* **DO THIS**
Write out the opening lines of the data word for word, up to and including the line with "import clsx from", and leave every picture and every later line out.

---------------

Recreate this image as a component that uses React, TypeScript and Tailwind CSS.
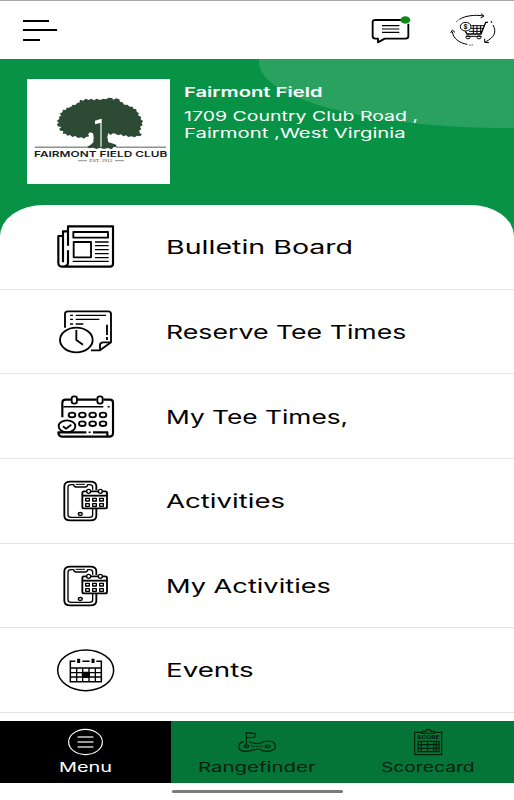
import { useLayoutEffect, useRef, useState, type ReactNode } from "react";
import clsx from "clsx";

// Stretches one line of text horizontally until it fills the given width
function WideText({ width, className, children }: { width: number; className?: string; children: string }) {
  const ref = useRef<HTMLSpanElement>(null);
  const [scale, setScale] = useState(1);

  useLayoutEffect(() => {
    if (ref.current) setScale(width / ref.current.offsetWidth);
  }, [width]);

  return (
    <span className={clsx("block whitespace-nowrap", className)} style={{ width }}>
      <span ref={ref} className="inline-block origin-left" style={{ transform: `scaleX(${scale})` }}>
        {children}
      </span>
    </span>
  );
}

function ChatIcon() {
  return (
    <svg viewBox="33 24 126 90" className="h-[30px] w-[42px]" fill="none" stroke="#000">
      <path d="M128 39H46Q38 39 38 46V88Q38 95 46 95H54V106L74 95H137Q145 95 145 88V50" strokeWidth="5.5" strokeLinejoin="round" />
      <path d="M66 56H118M66 66H118M66 76H118" strokeWidth="3.5" />
      <ellipse cx="136" cy="39" rx="15" ry="11" fill="#0b8a17" stroke="none" />
    </svg>
  );
}

function CartIcon() {
  return (
    <svg viewBox="267 21 144 108" className="h-9 w-12" fill="none" stroke="#000" strokeWidth="3">
      <path d="M289 51C302 35 338 27 370 33" strokeDasharray="3 3 3 3 200" />
      <path d="M363 26L372 33L362 39" />
      <path d="M393 48l3 6M399 60C410 80 405 96 376 111M374 101L374 112L387 113" />
      <path d="M277 80C279 99 296 114 322 118M272 84L277 75L285 82" />
      <path d="M327 120h12" strokeDasharray="2 3" />
      <ellipse cx="317" cy="65" rx="16" ry="13" />
      <text x="317" y="72" textAnchor="middle" fill="#000" stroke="none" className="font-[Inter] text-[19px] font-bold">$</text>
      <path d="M334 62H373M331 70H370M327 79H366M340 62V86M351 62V86M362 62V86" />
      <path d="M384 52H377L363 87H321L316 79" strokeWidth="4" />
      <path d="M318 94H365" />
      <ellipse cx="324" cy="97" rx="6" ry="4.5" />
      <ellipse cx="357" cy="97" rx="6" ry="4.5" />
    </svg>
  );
}

function ClubLogo() {
  return (
    <div className="h-[105px] w-[143px] bg-white">
      <svg viewBox="21 21 429 315" className="size-full">
        <path
          fill="#2d4a35"
          d="M147 107L155 103L158 98L166 99L172 92L178 92L180 83L190 86L196 80L206 84L214 80L222 85L230 80L240 84L250 80L258 82L266 77L276 78L280 83L288 79L298 82L300 89L308 91L312 98L322 98L330 104L338 104L340 110L349 112L350 119L357 124L354 130L363 134L362 142L369 147L365 154L368 160L360 164L364 172L357 176L360 184L366 187L360 193L351 191L344 196L334 193L325 195L318 190L310 193L303 187L295 190L286 185L279 184L272 189L265 183L262 195L265 211L276 214L288 218L290 224L280 226L275 232L263 228L252 231L240 227L230 231L219 227L207 229L202 224L212 218L220 211L221 195L219 184L210 181L204 187L208 193L198 195L192 200L184 196L174 198L166 192L157 195L150 189L141 191L138 185L128 185L130 177L120 176L118 170L124 165L113 163L111 156L117 152L110 147L118 141L117 134L124 131L119 125L128 120L128 113L137 114L140 107Z"
        />
        <path d="M243 141V224" stroke="#fff" strokeWidth="3.5" />
        <path d="M244 140l-19 6v11l19-5z" fill="#fff" />
        <path d="M44 225.5H206M288 225.5H438" stroke="#29402f" strokeWidth="2.5" />
        <text x="42" y="254" textLength="400" lengthAdjust="spacingAndGlyphs" fill="#151b22" className="font-[Inter] text-[24px] font-semibold">
          FAIRMONT FIELD CLUB
        </text>
        <text x="208" y="270" textLength="70" lengthAdjust="spacingAndGlyphs" fill="#444" className="font-['Liberation_Serif'] text-[12px]">
          EST. 1912
        </text>
        <path d="M174 266H201M285 266H312" stroke="#555" strokeWidth="2" />
      </svg>
    </div>
  );
}

function RowIcon({ viewBox, children }: { viewBox: string; children: ReactNode }) {
  return (
    <svg viewBox={viewBox} className="mt-px h-[50px] w-[60px] shrink-0" fill="none" stroke="#000" strokeWidth="5.5" strokeLinejoin="round">
      {children}
    </svg>
  );
}

function NewspaperIcon() {
  return (
    <RowIcon viewBox="48 37 180 150">
      <path d="M84 108V50H219V162Q219 171 209 171H68Q55 171 55 160V79H67M84 122V160Q82 171 70 171M69 158V65H83" strokeWidth="6.5" />
      <path d="M100 67H204V84H100ZM101 97H153V143H101Z" />
      <path d="M165 97H206M165 108H206M165 120H206M165 132H206M165 144H206M98 155H206" strokeWidth="4" />
    </RowIcon>
  );
}

function TeeTimeIcon() {
  return (
    <RowIcon viewBox="48 36 180 150">
      <path d="M75 98V57Q75 49 83 49H205Q213 49 213 57V142L180 166H153" />
      <path d="M180 165V150Q180 142 190 142H212" />
      <ellipse cx="109" cy="135" rx="49" ry="37" />
      <path d="M109 105V135L129 149" />
      <path d="M90 61H99M107 61H198M90 73H99M107 73H178M90 87H99M107 87H130" strokeWidth="4" />
      <path d="M201 89V120M201 126V135" />
    </RowIcon>
  );
}

function BookedIcon() {
  return (
    <RowIcon viewBox="48 35 180 150">
      <path d="M67 111V67Q67 58 78 58H94M112 58H170M190 58H209Q219 58 219 67V159Q219 169 207 169H66Q56 168 55 156H139M159 156H202V167" strokeWidth="6.5" />
      <rect x="95" y="48" width="16" height="22" rx="7" />
      <rect x="172" y="48" width="16" height="22" rx="7" />
      <path d="M70 79H190M203 79H209M146 156H152" strokeWidth="4.5" />
      {[96, 127, 158, 189].map((cx) => (
        <ellipse key={cx} cx={cx} cy="104" rx="10" ry="7" />
      ))}
      {[127, 158, 189].map((cx) => (
        <ellipse key={cx} cx={cx} cy="130" rx="10" ry="7" />
      ))}
      <ellipse cx="81" cy="138" rx="25" ry="18" />
      <path d="M69 138L78 145L94 133" />
    </RowIcon>
  );
}

function ActivityIcon() {
  return (
    <RowIcon viewBox="48 33 180 150">
      <path d="M169 75V64Q169 50 151 50H91Q73 50 73 64V152Q73 166 91 166H151Q169 166 169 152V131" />
      <path d="M158 74V66Q158 59 148 59H143Q142 66 136 66H108Q102 66 101 59H94Q84 59 84 66V150Q84 157 94 157H148Q158 157 158 150V131" strokeWidth="4" />
      <path d="M107 58H135" strokeWidth="3" />
      <ellipse cx="121" cy="147" rx="6" ry="4.5" strokeWidth="4" />
      <rect x="127" y="79" width="74" height="51" rx="5" fill="#fff" />
      <path d="M128 92H200" />
      <ellipse cx="146" cy="79" rx="6" ry="6" fill="#fff" strokeWidth="4" />
      <ellipse cx="181" cy="79" rx="6" ry="6" fill="#fff" strokeWidth="4" />
      {[142, 163, 184].map((x) => (
        <path key={x} d={`M${x - 5} 100h11v8h-11zM${x - 5} 116h11v8h-11z`} strokeWidth="4" />
      ))}
    </RowIcon>
  );
}

function EventIcon() {
  return (
    <RowIcon viewBox="48 32 180 150">
      <ellipse cx="137" cy="105" rx="84" ry="61" strokeWidth="4.5" />
      <path d="M106 78H91V139H184V78H169M127 78H149" strokeWidth="4.5" strokeLinejoin="miter" />
      <path d="M91 98H184M91 112H184M91 125H184M110 98V139M128 98V139M147 98V139M166 98V139" strokeWidth="4" />
      <path d="M128 112H147V125H128Z" fill="#000" />
      <path d="M116 70V83M159 70V83" strokeWidth="9" />
    </RowIcon>
  );
}

function MenuIcon() {
  return (
    <svg viewBox="198 81 118 90" className="h-[30px] w-[39px]" fill="none" stroke="#fff">
      <ellipse cx="257" cy="126" rx="51" ry="38" strokeWidth="3.5" />
      <path d="M233 111H281M233 126H281M233 141H281" stroke="#ccc" strokeWidth="4.5" />
    </svg>
  );
}

function RangeIcon() {
  return (
    <svg viewBox="708 81 126 90" className="h-[30px] w-[42px]" fill="none" stroke="#06200d" strokeWidth="3.5">
      <path d="M739 139V98L767 101L763 112L740 113" />
      <path d="M731 125C712 129 711 151 733 154C752 156 762 145 779 148C796 159 826 155 826 138C826 122 798 119 782 129C769 133 757 129 748 125" />
      <ellipse cx="739" cy="139" rx="7" ry="4" />
      <ellipse cx="803" cy="139" rx="7" ry="4" />
      <path d="M753 139H792" strokeDasharray="4 4" />
    </svg>
  );
}

function ScoreIcon() {
  return (
    <svg viewBox="465 81 96 90" className="h-[30px] w-8" fill="none" stroke="#06200d" strokeWidth="3.5">
      <path d="M496 97H473V164H554V97H531" />
      <path d="M496 100V94H506Q507 88 514 88Q521 88 522 94H532V100Z" />
      <text x="481" y="116" textLength="66" lengthAdjust="spacingAndGlyphs" fill="#06200d" stroke="none" className="font-[Inter] text-[15px] font-extrabold">
        SCORE
      </text>
      <path d="M483 124H546V155H483ZM483 134H546M483 145H546M493 124V155M512 124V155M530 124V155M538 124V155" />
    </svg>
  );
}

const rows = [
  { label: "Bulletin Board", width: 187, icon: <NewspaperIcon /> },
  { label: "Reserve Tee Times", width: 240, icon: <TeeTimeIcon /> },
  { label: "My Tee Times,", width: 182, icon: <BookedIcon /> },
  { label: "Activities", width: 119, icon: <ActivityIcon /> },
  { label: "My Activities", width: 165, icon: <ActivityIcon /> },
  { label: "Events", width: 87, icon: <EventIcon /> },
];

const tabs = [
  { label: "Menu", width: 53, icon: <MenuIcon />, active: true },
  { label: "Rangefinder", width: 118, icon: <RangeIcon /> },
  { label: "Scorecard", width: 94, icon: <ScoreIcon /> },
];

export default function App() {
  return (
    <div className="flex h-[800px] w-[514px] flex-col overflow-hidden bg-white font-[Inter,sans-serif]">
      <header className="flex h-[59px] shrink-0 items-center border-t border-[#a8a8a8] pl-[23px]">
        <div className="flex flex-col gap-[7.5px]">
          <div className="h-[2px] w-[26px] bg-black" />
          <div className="h-[2px] w-[34px] bg-black" />
          <div className="h-[2px] w-[17px] bg-black" />
        </div>
        <div className="mr-[17px] ml-auto flex items-center gap-9">
          <ChatIcon />
          <CartIcon />
        </div>
      </header>

      <section className="relative h-[146px] shrink-0 overflow-hidden bg-[#089245]">
        <div className="absolute -top-[63px] left-[259px] h-[132px] w-[492px] rounded-[50%] bg-[#2aa15f]" />
        <div className="relative flex gap-[14px] pt-5 pl-[27px] text-white">
          <ClubLogo />
          <div className="pt-[5px] text-[13.5px] leading-[17px]">
            <WideText width={139} className="mb-[7px] font-semibold">Fairmont Field</WideText>
            <WideText width={234}>1709 Country Club Road ,</WideText>
            <WideText width={221}>Fairmont ,West Virginia</WideText>
          </div>
        </div>
      </section>

      <main className="h-[515.5px] shrink-0 overflow-hidden bg-[#089245]">
        <ul className="h-full bg-white [border-radius:44px_44px_0_0/31px_31px_0_0]">
          {rows.map((row) => (
            <li key={row.label} className="flex h-[84.65px] items-center gap-[50px] border-b border-[#e4e4e4] pl-14">
              {row.icon}
              <WideText width={row.width} className="pt-[3px] text-[18.8px]">{row.label}</WideText>
            </li>
          ))}
        </ul>
      </main>

      <nav className="grid h-[62.5px] shrink-0 grid-cols-3 bg-[#047536]">
        {tabs.map((tab) => (
          <div
            key={tab.label}
            className={clsx("flex flex-col items-center pt-[6.5px]", tab.active ? "bg-black text-white" : "text-[#06200d]")}
          >
            {tab.icon}
            <WideText width={tab.width} className="mt-0.5 text-[13.5px] leading-4">{tab.label}</WideText>
          </div>
        ))}
      </nav>

      <div className="mx-auto mt-[6.5px] h-[3px] w-[171px] rounded-full bg-[#7b7b7b]" />
    </div>
  );
}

---------------

* **RESULT BELOW**
Recreate this image as a component that uses React, TypeScript and Tailwind CSS.
import { useLayoutEffect, useRef, useState, type ReactNode } from "react";
import clsx from "clsx";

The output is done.